• _Do this_: Search the data for the word "React" and copy every line that contains it.

• _Given data_:
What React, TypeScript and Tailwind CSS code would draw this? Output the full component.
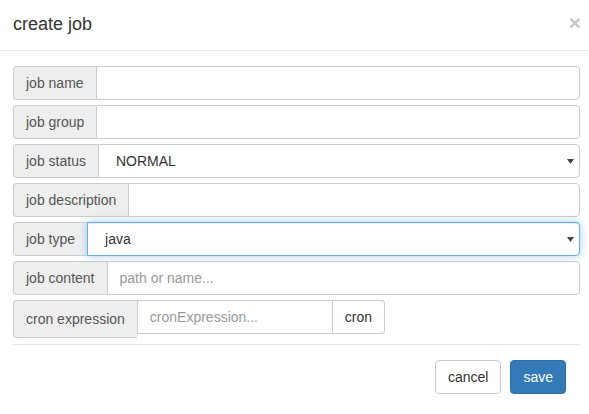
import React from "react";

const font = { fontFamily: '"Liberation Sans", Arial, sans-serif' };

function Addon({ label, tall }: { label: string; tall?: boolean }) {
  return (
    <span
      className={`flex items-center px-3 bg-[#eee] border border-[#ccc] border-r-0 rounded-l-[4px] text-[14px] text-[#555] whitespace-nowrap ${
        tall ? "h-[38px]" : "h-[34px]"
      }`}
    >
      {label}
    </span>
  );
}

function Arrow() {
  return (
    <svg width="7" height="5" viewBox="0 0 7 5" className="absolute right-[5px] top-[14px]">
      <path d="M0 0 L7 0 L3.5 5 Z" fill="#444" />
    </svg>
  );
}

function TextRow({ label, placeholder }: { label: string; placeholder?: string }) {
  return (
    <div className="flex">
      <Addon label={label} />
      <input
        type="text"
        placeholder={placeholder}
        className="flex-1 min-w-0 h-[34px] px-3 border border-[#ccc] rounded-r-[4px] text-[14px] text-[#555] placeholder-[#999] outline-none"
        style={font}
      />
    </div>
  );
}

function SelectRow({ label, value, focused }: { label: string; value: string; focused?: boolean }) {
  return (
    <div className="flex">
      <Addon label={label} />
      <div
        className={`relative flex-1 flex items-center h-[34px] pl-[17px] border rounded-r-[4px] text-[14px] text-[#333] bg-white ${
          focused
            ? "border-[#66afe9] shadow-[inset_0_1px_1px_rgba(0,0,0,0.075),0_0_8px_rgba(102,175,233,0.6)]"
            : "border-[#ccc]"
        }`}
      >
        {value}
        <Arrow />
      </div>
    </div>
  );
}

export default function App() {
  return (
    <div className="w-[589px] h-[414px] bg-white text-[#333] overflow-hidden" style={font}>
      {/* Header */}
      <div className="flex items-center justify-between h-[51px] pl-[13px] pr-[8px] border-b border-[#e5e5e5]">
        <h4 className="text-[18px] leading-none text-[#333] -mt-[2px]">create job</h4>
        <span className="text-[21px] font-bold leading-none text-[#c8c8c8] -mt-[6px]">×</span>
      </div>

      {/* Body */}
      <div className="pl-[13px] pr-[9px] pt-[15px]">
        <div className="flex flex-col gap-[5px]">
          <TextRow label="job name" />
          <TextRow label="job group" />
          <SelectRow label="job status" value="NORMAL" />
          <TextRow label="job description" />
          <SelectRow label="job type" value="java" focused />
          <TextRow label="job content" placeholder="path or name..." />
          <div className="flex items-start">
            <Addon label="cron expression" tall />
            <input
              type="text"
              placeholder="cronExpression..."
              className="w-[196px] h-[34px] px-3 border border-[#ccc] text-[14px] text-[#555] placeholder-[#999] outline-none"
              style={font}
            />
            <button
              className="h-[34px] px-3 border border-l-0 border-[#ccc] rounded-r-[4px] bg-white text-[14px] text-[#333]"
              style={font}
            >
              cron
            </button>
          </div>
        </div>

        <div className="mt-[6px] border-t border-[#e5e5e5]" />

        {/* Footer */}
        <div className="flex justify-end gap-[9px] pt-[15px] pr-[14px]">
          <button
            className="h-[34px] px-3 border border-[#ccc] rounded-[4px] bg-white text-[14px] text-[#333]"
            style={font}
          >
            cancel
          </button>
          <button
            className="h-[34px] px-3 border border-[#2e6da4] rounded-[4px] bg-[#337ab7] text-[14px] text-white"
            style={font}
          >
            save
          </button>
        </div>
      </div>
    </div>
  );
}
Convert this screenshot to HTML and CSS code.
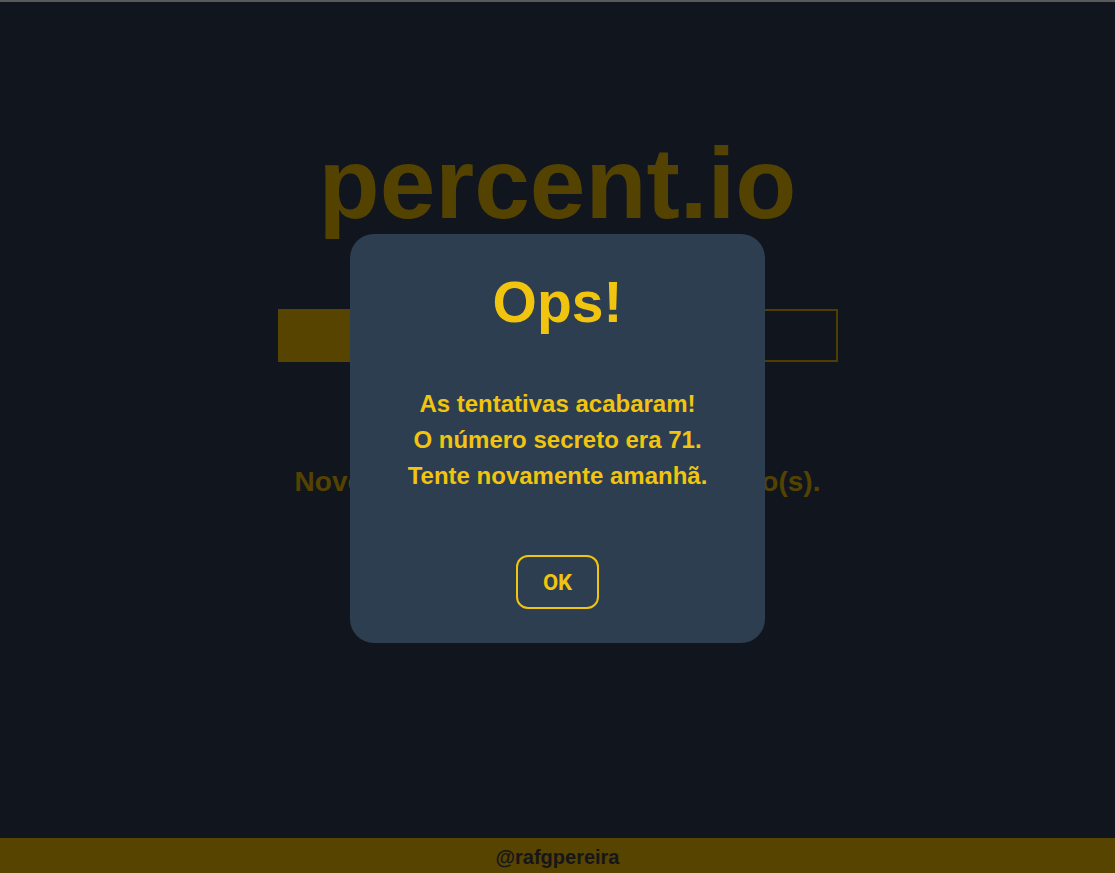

• _Exercise answer_:
What React, TypeScript and Tailwind CSS code would draw this? Output the full component.
import React from "react";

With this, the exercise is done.